**Task to carry out**
Write out the listing exactly as it is given.

:: Provided material

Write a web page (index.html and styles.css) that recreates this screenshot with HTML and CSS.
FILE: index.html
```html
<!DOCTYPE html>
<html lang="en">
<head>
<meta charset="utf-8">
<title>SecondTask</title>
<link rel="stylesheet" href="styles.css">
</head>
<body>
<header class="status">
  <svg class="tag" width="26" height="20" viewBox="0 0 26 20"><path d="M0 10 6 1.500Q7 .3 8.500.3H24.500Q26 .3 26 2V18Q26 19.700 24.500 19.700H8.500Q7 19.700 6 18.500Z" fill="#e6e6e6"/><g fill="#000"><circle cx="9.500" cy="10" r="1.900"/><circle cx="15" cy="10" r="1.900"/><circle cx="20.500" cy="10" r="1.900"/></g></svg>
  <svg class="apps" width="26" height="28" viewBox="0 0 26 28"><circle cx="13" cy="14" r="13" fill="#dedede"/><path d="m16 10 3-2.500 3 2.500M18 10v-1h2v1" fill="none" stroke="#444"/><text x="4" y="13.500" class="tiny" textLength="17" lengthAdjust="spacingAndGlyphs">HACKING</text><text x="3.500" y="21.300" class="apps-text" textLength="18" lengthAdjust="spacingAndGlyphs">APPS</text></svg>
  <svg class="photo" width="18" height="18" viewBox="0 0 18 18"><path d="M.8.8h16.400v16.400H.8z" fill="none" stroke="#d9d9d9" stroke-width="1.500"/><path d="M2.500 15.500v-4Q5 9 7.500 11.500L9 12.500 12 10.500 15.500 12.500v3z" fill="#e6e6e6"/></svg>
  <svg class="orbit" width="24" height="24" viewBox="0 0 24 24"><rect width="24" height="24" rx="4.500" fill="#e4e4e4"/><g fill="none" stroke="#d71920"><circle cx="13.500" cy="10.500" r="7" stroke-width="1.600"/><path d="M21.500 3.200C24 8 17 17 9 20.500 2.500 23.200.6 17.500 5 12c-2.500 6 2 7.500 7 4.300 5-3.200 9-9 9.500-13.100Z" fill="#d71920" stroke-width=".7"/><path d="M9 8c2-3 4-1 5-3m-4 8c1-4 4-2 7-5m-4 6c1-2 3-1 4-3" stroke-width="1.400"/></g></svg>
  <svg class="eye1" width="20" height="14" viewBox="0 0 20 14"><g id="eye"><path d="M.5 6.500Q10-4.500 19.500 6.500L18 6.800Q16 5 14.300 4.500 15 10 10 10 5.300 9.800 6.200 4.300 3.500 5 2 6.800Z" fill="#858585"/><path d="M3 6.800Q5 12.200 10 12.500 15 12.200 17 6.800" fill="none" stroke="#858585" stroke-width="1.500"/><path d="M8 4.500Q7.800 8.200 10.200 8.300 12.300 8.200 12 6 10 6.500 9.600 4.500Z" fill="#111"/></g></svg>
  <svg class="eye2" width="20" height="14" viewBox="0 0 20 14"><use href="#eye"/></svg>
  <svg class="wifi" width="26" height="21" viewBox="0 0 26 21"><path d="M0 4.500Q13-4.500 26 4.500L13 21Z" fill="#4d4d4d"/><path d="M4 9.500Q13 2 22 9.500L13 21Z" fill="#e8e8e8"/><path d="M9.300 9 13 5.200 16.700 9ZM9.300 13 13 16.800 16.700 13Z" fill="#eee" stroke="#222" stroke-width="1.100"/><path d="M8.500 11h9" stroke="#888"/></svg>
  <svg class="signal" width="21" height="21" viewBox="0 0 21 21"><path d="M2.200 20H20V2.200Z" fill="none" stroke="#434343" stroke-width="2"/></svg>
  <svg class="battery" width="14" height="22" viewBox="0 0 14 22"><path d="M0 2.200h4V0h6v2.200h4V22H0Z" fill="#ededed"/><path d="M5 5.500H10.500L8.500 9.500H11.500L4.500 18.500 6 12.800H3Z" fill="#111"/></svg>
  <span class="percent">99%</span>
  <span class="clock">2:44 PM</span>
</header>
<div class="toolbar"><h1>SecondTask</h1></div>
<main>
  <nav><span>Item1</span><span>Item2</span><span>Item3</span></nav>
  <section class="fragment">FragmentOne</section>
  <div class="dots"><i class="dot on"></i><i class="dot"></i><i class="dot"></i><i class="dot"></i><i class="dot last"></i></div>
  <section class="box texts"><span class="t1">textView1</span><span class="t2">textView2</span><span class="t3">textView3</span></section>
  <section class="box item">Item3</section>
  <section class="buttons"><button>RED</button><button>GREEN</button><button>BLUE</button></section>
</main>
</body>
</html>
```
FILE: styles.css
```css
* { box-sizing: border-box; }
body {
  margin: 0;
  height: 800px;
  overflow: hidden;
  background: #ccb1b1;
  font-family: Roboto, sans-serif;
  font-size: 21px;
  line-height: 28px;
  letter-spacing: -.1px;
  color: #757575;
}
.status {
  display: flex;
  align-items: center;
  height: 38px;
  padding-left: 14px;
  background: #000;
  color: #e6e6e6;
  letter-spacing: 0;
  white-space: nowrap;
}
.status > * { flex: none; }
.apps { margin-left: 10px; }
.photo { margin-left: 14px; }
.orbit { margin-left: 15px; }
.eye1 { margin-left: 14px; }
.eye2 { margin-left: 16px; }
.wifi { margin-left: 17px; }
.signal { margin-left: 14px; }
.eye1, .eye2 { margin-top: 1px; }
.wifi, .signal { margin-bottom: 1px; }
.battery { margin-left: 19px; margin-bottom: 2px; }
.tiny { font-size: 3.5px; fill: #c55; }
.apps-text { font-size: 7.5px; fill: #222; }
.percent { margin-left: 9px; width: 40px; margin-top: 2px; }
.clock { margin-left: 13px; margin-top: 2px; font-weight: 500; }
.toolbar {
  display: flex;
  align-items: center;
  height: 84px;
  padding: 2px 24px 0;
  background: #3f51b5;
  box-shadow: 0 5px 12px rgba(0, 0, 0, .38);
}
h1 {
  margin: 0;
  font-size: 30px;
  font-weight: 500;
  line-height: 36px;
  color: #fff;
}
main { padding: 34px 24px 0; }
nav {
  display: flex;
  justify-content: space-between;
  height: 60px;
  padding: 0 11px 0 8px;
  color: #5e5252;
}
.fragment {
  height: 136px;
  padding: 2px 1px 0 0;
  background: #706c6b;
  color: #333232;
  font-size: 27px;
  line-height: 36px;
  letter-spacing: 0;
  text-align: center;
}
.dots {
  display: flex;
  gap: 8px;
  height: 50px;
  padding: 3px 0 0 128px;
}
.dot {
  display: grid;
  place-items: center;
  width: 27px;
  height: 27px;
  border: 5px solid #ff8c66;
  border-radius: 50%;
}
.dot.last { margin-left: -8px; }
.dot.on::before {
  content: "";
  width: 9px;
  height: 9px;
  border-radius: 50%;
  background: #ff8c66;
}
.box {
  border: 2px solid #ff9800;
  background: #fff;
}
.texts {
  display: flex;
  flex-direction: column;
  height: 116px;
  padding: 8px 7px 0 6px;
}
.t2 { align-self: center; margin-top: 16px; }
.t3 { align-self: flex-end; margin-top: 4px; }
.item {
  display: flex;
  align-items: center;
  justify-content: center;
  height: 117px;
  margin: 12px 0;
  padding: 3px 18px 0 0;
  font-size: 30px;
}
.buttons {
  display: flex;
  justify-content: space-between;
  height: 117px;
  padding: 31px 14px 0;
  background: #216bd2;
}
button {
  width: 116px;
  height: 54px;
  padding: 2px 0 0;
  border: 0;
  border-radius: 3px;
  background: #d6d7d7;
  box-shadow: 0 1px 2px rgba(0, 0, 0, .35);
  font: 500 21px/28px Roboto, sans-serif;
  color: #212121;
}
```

::::

**Solution for this problem**
Write a web page (index.html and styles.css) that recreates this screenshot with HTML and CSS.
FILE: index.html
```html
<!DOCTYPE html>
<html lang="en">
<head>
<meta charset="utf-8">
<title>SecondTask</title>
<link rel="stylesheet" href="styles.css">
</head>
<body>
<header class="status">
  <svg class="tag" width="26" height="20" viewBox="0 0 26 20"><path d="M0 10 6 1.500Q7 .3 8.500.3H24.500Q26 .3 26 2V18Q26 19.700 24.500 19.700H8.500Q7 19.700 6 18.500Z" fill="#e6e6e6"/><g fill="#000"><circle cx="9.500" cy="10" r="1.900"/><circle cx="15" cy="10" r="1.900"/><circle cx="20.500" cy="10" r="1.900"/></g></svg>
  <svg class="apps" width="26" height="28" viewBox="0 0 26 28"><circle cx="13" cy="14" r="13" fill="#dedede"/><path d="m16 10 3-2.500 3 2.500M18 10v-1h2v1" fill="none" stroke="#444"/><text x="4" y="13.500" class="tiny" textLength="17" lengthAdjust="spacingAndGlyphs">HACKING</text><text x="3.500" y="21.300" class="apps-text" textLength="18" lengthAdjust="spacingAndGlyphs">APPS</text></svg>
  <svg class="photo" width="18" height="18" viewBox="0 0 18 18"><path d="M.8.8h16.400v16.400H.8z" fill="none" stroke="#d9d9d9" stroke-width="1.500"/><path d="M2.500 15.500v-4Q5 9 7.500 11.500L9 12.500 12 10.500 15.500 12.500v3z" fill="#e6e6e6"/></svg>
  <svg class="orbit" width="24" height="24" viewBox="0 0 24 24"><rect width="24" height="24" rx="4.500" fill="#e4e4e4"/><g fill="none" stroke="#d71920"><circle cx="13.500" cy="10.500" r="7" stroke-width="1.600"/><path d="M21.500 3.200C24 8 17 17 9 20.500 2.500 23.200.6 17.500 5 12c-2.500 6 2 7.500 7 4.300 5-3.200 9-9 9.500-13.100Z" fill="#d71920" stroke-width=".7"/><path d="M9 8c2-3 4-1 5-3m-4 8c1-4 4-2 7-5m-4 6c1-2 3-1 4-3" stroke-width="1.400"/></g></svg>
  <svg class="eye1" width="20" height="14" viewBox="0 0 20 14"><g id="eye"><path d="M.5 6.500Q10-4.500 19.500 6.500L18 6.800Q16 5 14.300 4.500 15 10 10 10 5.300 9.800 6.200 4.300 3.500 5 2 6.800Z" fill="#858585"/><path d="M3 6.800Q5 12.200 10 12.500 15 12.200 17 6.800" fill="none" stroke="#858585" stroke-width="1.500"/><path d="M8 4.500Q7.800 8.200 10.200 8.300 12.300 8.200 12 6 10 6.500 9.600 4.500Z" fill="#111"/></g></svg>
  <svg class="eye2" width="20" height="14" viewBox="0 0 20 14"><use href="#eye"/></svg>
  <svg class="wifi" width="26" height="21" viewBox="0 0 26 21"><path d="M0 4.500Q13-4.500 26 4.500L13 21Z" fill="#4d4d4d"/><path d="M4 9.500Q13 2 22 9.500L13 21Z" fill="#e8e8e8"/><path d="M9.300 9 13 5.200 16.700 9ZM9.300 13 13 16.800 16.700 13Z" fill="#eee" stroke="#222" stroke-width="1.100"/><path d="M8.500 11h9" stroke="#888"/></svg>
  <svg class="signal" width="21" height="21" viewBox="0 0 21 21"><path d="M2.200 20H20V2.200Z" fill="none" stroke="#434343" stroke-width="2"/></svg>
  <svg class="battery" width="14" height="22" viewBox="0 0 14 22"><path d="M0 2.200h4V0h6v2.200h4V22H0Z" fill="#ededed"/><path d="M5 5.500H10.500L8.500 9.500H11.500L4.500 18.500 6 12.800H3Z" fill="#111"/></svg>
  <span class="percent">99%</span>
  <span class="clock">2:44 PM</span>
</header>
<div class="toolbar"><h1>SecondTask</h1></div>
<main>
  <nav><span>Item1</span><span>Item2</span><span>Item3</span></nav>
  <section class="fragment">FragmentOne</section>
  <div class="dots"><i class="dot on"></i><i class="dot"></i><i class="dot"></i><i class="dot"></i><i class="dot last"></i></div>
  <section class="box texts"><span class="t1">textView1</span><span class="t2">textView2</span><span class="t3">textView3</span></section>
  <section class="box item">Item3</section>
  <section class="buttons"><button>RED</button><button>GREEN</button><button>BLUE</button></section>
</main>
</body>
</html>
```
FILE: styles.css
```css
* { box-sizing: border-box; }
body {
  margin: 0;
  height: 800px;
  overflow: hidden;
  background: #ccb1b1;
  font-family: Roboto, sans-serif;
  font-size: 21px;
  line-height: 28px;
  letter-spacing: -.1px;
  color: #757575;
}
.status {
  display: flex;
  align-items: center;
  height: 38px;
  padding-left: 14px;
  background: #000;
  color: #e6e6e6;
  letter-spacing: 0;
  white-space: nowrap;
}
.status > * { flex: none; }
.apps { margin-left: 10px; }
.photo { margin-left: 14px; }
.orbit { margin-left: 15px; }
.eye1 { margin-left: 14px; }
.eye2 { margin-left: 16px; }
.wifi { margin-left: 17px; }
.signal { margin-left: 14px; }
.eye1, .eye2 { margin-top: 1px; }
.wifi, .signal { margin-bottom: 1px; }
.battery { margin-left: 19px; margin-bottom: 2px; }
.tiny { font-size: 3.5px; fill: #c55; }
.apps-text { font-size: 7.5px; fill: #222; }
.percent { margin-left: 9px; width: 40px; margin-top: 2px; }
.clock { margin-left: 13px; margin-top: 2px; font-weight: 500; }
.toolbar {
  display: flex;
  align-items: center;
  height: 84px;
  padding: 2px 24px 0;
  background: #3f51b5;
  box-shadow: 0 5px 12px rgba(0, 0, 0, .38);
}
h1 {
  margin: 0;
  font-size: 30px;
  font-weight: 500;
  line-height: 36px;
  color: #fff;
}
main { padding: 34px 24px 0; }
nav {
  display: flex;
  justify-content: space-between;
  height: 60px;
  padding: 0 11px 0 8px;
  color: #5e5252;
}
.fragment {
  height: 136px;
  padding: 2px 1px 0 0;
  background: #706c6b;
  color: #333232;
  font-size: 27px;
  line-height: 36px;
  letter-spacing: 0;
  text-align: center;
}
.dots {
  display: flex;
  gap: 8px;
  height: 50px;
  padding: 3px 0 0 128px;
}
.dot {
  display: grid;
  place-items: center;
  width: 27px;
  height: 27px;
  border: 5px solid #ff8c66;
  border-radius: 50%;
}
.dot.last { margin-left: -8px; }
.dot.on::before {
  content: "";
  width: 9px;
  height: 9px;
  border-radius: 50%;
  background: #ff8c66;
}
.box {
  border: 2px solid #ff9800;
  background: #fff;
}
.texts {
  display: flex;
  flex-direction: column;
  height: 116px;
  padding: 8px 7px 0 6px;
}
.t2 { align-self: center; margin-top: 16px; }
.t3 { align-self: flex-end; margin-top: 4px; }
.item {
  display: flex;
  align-items: center;
  justify-content: center;
  height: 117px;
  margin: 12px 0;
  padding: 3px 18px 0 0;
  font-size: 30px;
}
.buttons {
  display: flex;
  justify-content: space-between;
  height: 117px;
  padding: 31px 14px 0;
  background: #216bd2;
}
button {
  width: 116px;
  height: 54px;
  padding: 2px 0 0;
  border: 0;
  border-radius: 3px;
  background: #d6d7d7;
  box-shadow: 0 1px 2px rgba(0, 0, 0, .35);
  font: 500 21px/28px Roboto, sans-serif;
  color: #212121;
}
```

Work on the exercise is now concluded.